### Given problem:
Count lines, not occurrences: give the number of lines holding the word "that", and nothing besides.

### Working data:
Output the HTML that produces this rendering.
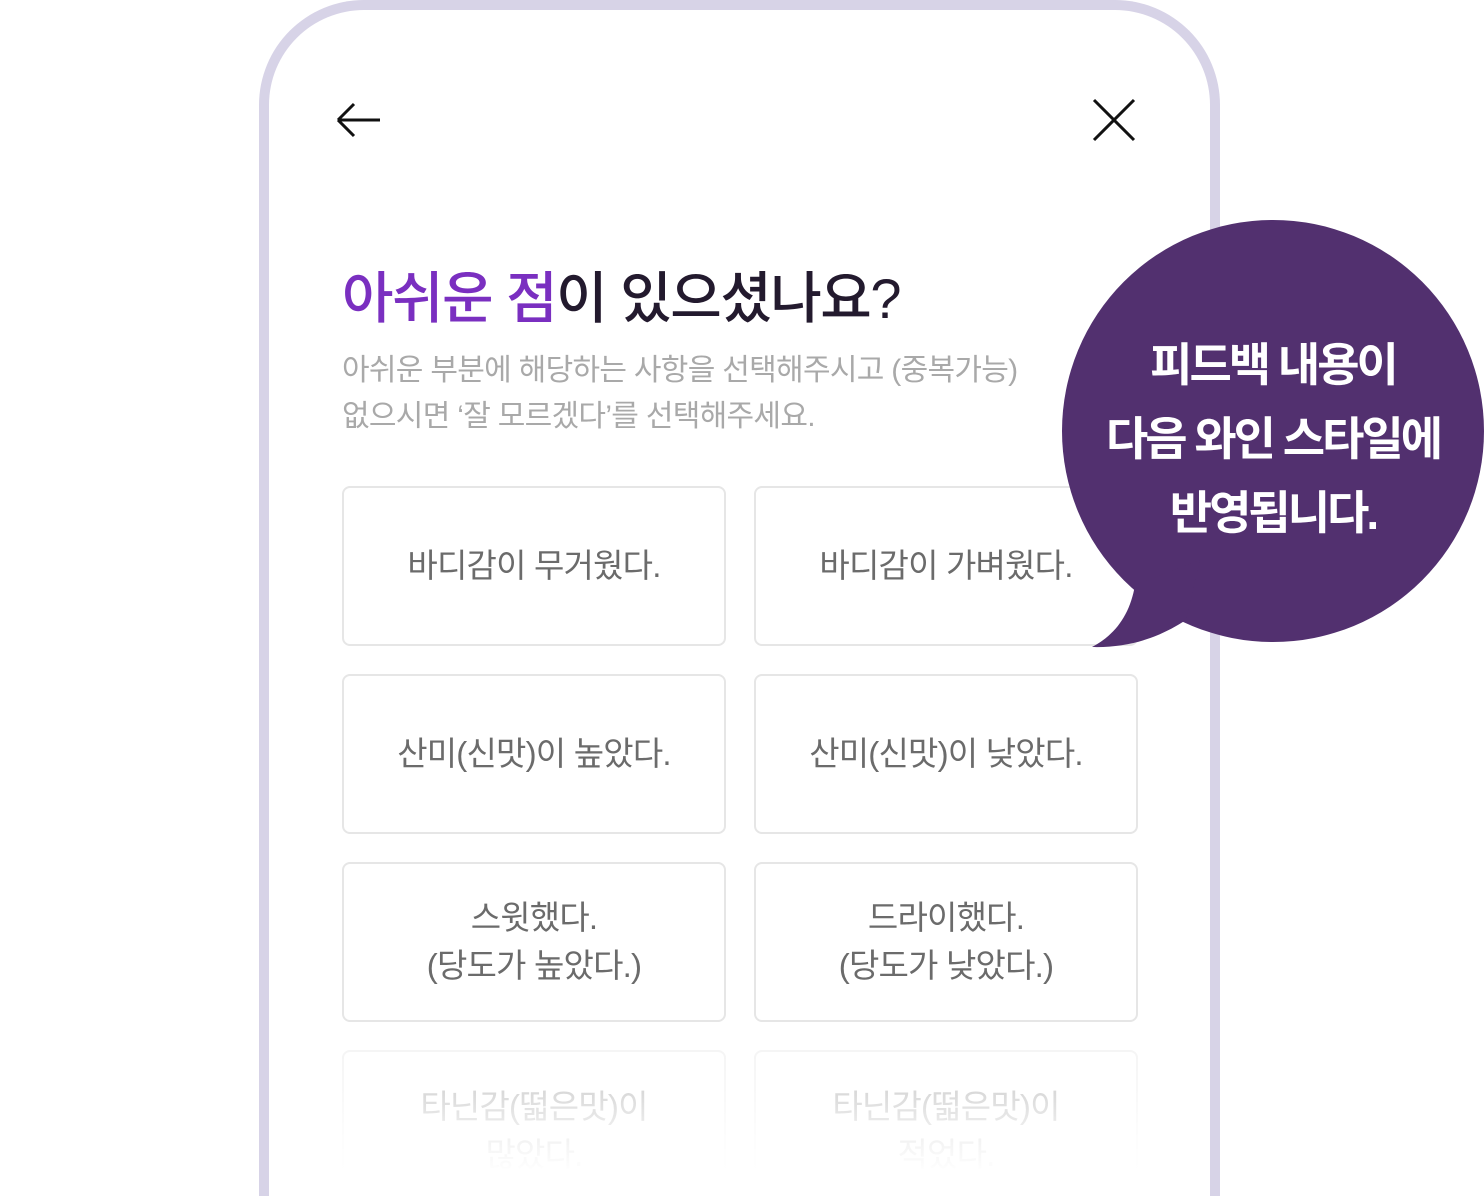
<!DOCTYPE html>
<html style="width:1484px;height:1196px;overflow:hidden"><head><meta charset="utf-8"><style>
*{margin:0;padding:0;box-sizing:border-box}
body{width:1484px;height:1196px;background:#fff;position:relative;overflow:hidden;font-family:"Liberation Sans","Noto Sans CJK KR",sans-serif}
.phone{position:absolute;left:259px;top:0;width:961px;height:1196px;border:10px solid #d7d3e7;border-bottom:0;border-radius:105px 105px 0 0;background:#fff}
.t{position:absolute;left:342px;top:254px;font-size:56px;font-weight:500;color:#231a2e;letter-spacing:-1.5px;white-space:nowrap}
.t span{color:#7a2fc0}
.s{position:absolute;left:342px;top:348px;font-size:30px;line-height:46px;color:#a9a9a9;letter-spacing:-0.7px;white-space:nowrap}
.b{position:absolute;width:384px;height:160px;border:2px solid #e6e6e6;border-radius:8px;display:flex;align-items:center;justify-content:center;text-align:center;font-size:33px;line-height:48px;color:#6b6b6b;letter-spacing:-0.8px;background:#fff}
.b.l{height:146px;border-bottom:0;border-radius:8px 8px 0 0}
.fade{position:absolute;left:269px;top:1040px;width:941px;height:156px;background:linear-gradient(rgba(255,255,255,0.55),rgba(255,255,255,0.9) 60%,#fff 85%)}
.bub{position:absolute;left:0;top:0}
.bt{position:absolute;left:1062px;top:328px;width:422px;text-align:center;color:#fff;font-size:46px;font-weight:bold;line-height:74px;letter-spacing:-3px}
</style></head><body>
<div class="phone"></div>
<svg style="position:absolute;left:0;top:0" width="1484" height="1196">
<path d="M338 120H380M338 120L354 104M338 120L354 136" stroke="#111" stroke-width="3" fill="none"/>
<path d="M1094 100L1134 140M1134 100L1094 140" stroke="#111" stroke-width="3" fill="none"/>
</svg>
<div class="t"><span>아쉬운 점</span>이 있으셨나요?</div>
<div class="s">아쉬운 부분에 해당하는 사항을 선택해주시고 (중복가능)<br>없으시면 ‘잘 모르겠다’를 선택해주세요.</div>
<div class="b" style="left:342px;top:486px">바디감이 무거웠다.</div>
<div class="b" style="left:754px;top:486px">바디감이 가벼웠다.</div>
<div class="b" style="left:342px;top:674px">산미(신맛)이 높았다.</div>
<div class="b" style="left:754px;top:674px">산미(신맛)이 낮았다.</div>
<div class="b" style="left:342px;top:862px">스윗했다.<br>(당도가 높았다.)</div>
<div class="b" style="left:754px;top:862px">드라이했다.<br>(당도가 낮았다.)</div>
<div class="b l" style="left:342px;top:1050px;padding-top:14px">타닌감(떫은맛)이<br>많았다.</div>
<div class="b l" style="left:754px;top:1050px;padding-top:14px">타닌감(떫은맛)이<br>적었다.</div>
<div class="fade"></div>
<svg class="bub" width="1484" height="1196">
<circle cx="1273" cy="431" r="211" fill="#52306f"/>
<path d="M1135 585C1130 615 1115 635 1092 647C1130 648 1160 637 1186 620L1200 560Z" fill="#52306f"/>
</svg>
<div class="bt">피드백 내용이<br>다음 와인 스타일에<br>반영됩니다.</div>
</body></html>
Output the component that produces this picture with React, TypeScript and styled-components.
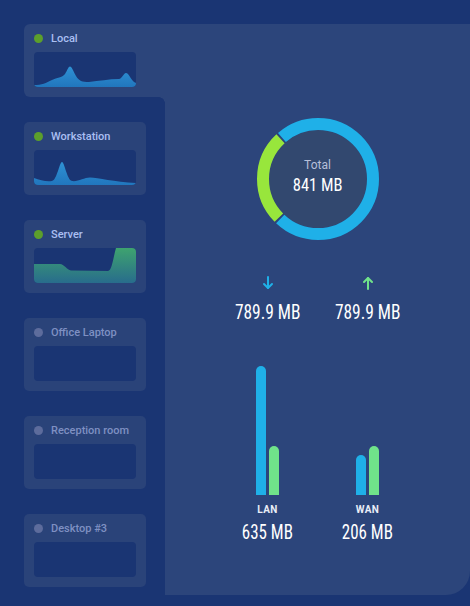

### Exercise answer:
2